[Given request]: Using the material below, copy every line where "styled" appears.

[Extracted data]:
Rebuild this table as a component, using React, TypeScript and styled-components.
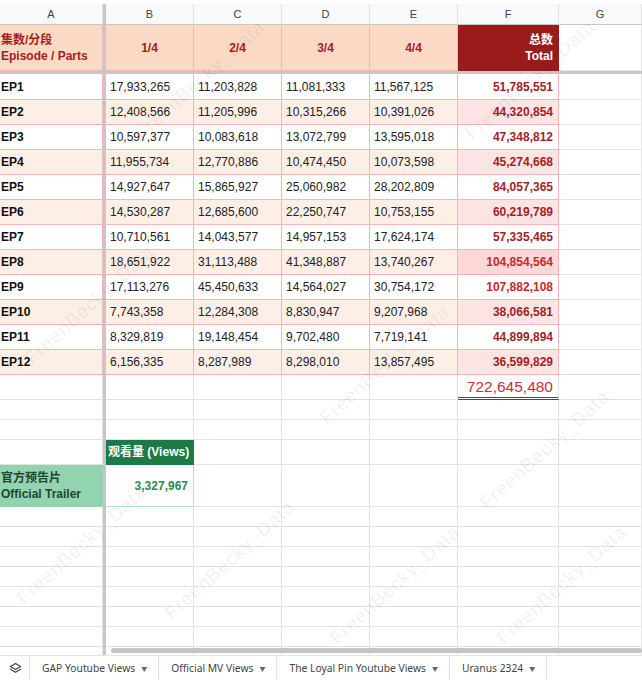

...

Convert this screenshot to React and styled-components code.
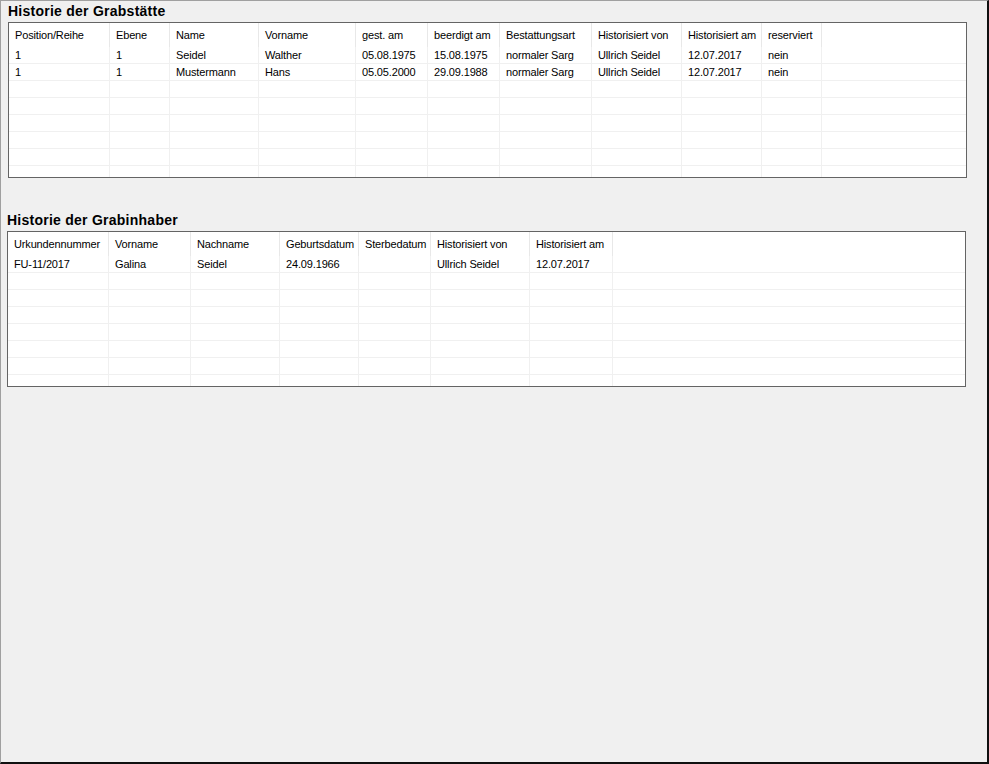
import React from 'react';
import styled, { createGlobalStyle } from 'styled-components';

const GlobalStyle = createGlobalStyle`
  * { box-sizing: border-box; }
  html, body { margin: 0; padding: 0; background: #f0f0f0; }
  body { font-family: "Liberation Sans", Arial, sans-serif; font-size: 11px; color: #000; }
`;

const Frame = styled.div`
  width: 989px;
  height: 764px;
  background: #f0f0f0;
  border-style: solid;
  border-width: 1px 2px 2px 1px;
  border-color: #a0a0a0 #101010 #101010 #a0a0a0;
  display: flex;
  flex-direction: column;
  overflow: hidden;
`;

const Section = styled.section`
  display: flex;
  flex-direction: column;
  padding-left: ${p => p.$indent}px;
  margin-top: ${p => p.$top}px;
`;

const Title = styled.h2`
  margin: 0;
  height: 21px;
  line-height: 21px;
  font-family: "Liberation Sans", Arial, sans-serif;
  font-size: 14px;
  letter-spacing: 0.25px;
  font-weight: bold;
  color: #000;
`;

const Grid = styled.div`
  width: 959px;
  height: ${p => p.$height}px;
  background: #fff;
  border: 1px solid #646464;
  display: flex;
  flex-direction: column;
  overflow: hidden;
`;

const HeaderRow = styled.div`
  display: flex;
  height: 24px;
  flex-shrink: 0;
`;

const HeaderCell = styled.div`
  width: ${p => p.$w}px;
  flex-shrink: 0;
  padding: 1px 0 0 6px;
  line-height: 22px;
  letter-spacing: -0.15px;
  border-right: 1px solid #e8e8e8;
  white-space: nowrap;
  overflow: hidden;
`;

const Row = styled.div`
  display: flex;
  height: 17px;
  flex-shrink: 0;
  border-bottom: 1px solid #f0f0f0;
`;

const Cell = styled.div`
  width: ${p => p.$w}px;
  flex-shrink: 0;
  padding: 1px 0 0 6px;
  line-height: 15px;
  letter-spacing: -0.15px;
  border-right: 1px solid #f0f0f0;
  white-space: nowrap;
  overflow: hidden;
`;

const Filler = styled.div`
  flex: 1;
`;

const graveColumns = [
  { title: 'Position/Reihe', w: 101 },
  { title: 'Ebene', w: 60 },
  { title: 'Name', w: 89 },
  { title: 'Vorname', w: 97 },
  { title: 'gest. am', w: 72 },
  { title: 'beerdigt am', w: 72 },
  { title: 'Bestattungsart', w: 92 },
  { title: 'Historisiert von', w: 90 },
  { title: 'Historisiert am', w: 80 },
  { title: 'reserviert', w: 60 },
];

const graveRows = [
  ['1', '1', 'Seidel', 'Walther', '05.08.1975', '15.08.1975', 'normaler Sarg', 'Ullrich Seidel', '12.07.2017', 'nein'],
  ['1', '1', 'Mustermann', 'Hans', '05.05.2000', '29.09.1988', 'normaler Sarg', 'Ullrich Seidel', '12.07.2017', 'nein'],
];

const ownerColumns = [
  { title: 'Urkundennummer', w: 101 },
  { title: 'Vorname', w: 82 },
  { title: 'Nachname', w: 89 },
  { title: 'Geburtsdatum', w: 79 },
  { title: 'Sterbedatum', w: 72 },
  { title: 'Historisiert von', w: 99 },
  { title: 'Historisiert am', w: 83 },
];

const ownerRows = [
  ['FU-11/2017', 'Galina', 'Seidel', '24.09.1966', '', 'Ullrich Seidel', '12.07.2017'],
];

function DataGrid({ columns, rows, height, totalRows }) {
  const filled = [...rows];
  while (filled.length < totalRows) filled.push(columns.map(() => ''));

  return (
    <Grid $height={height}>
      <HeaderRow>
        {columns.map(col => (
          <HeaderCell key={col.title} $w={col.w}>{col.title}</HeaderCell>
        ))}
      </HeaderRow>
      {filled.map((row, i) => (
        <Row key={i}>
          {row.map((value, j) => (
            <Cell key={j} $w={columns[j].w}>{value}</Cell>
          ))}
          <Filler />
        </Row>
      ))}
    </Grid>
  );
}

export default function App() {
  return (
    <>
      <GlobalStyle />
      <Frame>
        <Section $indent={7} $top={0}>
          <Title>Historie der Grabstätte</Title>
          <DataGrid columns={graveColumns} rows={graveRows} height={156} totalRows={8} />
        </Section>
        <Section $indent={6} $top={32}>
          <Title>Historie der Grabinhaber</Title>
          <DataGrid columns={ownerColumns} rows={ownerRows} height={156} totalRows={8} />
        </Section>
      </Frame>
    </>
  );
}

---

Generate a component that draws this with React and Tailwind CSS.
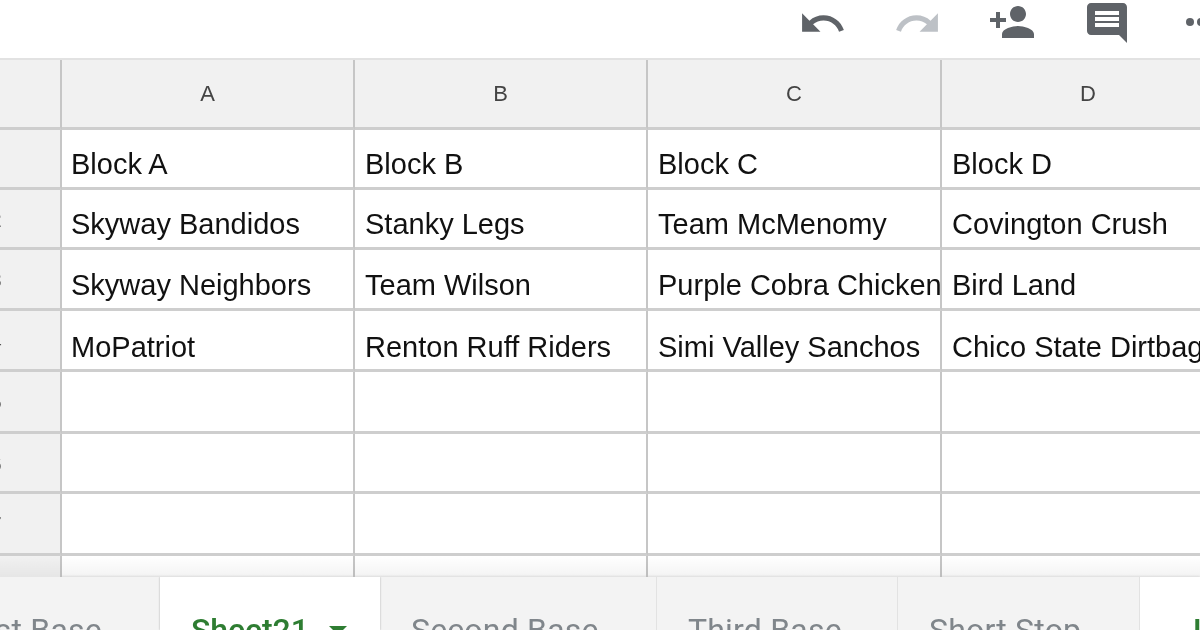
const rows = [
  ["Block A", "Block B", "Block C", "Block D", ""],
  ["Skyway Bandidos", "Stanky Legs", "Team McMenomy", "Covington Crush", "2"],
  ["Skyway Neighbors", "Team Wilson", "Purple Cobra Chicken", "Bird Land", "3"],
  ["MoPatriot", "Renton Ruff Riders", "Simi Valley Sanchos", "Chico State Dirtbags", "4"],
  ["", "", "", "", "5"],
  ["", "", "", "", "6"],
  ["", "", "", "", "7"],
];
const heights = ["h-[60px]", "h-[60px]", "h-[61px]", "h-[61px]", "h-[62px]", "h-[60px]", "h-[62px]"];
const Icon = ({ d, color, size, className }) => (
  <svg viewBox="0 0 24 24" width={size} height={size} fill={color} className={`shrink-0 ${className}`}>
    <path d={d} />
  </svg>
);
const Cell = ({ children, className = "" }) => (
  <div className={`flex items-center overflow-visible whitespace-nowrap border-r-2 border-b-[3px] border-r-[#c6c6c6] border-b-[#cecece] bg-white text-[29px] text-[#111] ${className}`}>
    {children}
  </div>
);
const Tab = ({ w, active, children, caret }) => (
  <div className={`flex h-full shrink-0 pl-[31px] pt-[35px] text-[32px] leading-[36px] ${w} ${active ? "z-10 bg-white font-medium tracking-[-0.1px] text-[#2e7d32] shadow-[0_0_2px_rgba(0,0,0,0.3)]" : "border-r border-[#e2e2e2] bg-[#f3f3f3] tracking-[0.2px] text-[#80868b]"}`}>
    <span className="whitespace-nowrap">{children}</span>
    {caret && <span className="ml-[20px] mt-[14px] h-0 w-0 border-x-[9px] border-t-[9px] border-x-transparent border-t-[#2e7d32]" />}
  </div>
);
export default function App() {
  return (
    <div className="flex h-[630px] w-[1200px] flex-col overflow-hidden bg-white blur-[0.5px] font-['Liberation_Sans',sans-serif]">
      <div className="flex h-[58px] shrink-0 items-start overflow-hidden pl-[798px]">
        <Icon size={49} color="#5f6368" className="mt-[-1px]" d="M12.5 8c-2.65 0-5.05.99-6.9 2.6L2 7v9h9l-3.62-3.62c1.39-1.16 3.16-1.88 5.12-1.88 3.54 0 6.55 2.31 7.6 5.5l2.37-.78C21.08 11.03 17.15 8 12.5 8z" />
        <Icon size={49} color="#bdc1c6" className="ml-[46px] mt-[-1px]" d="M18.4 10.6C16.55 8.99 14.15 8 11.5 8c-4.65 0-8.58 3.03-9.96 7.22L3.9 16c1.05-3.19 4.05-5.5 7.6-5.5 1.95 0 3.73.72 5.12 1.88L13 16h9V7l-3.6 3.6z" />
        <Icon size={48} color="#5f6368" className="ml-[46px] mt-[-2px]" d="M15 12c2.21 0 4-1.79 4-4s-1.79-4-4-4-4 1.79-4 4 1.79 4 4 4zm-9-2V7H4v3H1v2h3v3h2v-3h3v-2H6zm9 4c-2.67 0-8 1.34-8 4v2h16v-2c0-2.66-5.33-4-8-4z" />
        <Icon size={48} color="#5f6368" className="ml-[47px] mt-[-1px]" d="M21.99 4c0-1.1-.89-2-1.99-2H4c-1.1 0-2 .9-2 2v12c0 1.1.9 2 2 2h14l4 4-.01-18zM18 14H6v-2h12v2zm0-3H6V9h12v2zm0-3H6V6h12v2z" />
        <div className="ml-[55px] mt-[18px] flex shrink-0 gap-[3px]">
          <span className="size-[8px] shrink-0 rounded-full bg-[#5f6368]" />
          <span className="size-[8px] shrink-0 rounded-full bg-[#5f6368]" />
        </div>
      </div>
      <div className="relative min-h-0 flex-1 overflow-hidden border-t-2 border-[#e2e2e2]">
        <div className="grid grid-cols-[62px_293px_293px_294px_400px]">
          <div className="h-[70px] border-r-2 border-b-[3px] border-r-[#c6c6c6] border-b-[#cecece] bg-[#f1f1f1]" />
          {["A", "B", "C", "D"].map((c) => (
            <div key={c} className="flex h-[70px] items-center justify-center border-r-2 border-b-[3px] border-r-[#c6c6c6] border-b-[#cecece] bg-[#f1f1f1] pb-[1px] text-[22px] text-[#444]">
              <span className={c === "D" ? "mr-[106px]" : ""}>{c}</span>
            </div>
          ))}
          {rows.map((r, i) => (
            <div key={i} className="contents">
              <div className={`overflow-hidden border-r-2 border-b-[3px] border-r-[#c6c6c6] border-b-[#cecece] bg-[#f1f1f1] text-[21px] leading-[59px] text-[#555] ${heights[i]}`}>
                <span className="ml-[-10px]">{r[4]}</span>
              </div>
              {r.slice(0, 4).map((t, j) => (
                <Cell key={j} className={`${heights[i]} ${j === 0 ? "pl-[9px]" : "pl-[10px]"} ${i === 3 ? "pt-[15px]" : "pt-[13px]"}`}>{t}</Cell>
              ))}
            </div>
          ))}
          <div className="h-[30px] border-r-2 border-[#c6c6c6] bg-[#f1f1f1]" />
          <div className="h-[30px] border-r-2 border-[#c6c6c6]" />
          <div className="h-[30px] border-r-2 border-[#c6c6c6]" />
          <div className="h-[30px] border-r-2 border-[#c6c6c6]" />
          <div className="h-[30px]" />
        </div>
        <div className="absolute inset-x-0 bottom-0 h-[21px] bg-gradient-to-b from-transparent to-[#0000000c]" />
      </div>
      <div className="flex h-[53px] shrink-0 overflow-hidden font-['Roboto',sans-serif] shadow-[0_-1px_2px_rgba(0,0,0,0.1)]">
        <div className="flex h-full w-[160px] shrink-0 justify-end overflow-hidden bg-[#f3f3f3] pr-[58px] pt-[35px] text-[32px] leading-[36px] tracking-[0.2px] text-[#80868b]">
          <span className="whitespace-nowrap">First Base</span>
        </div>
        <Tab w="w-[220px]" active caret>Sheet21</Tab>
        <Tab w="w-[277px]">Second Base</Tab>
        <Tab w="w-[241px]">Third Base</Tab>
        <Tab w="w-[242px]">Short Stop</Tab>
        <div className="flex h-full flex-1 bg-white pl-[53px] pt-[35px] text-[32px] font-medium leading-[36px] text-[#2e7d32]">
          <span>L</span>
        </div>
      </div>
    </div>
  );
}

[Response]:
Rebuild this table as a component, using React, TypeScript and styled-components.
Convert this screenshot to React and styled-components code.
import styled, { createGlobalStyle } from 'styled-components';
const Frame = styled.div`
const Section = styled.section`
const Title = styled.h2`
const Grid = styled.div`
const HeaderRow = styled.div`
const HeaderCell = styled.div`
const Row = styled.div`
const Cell = styled.div`
const Filler = styled.div`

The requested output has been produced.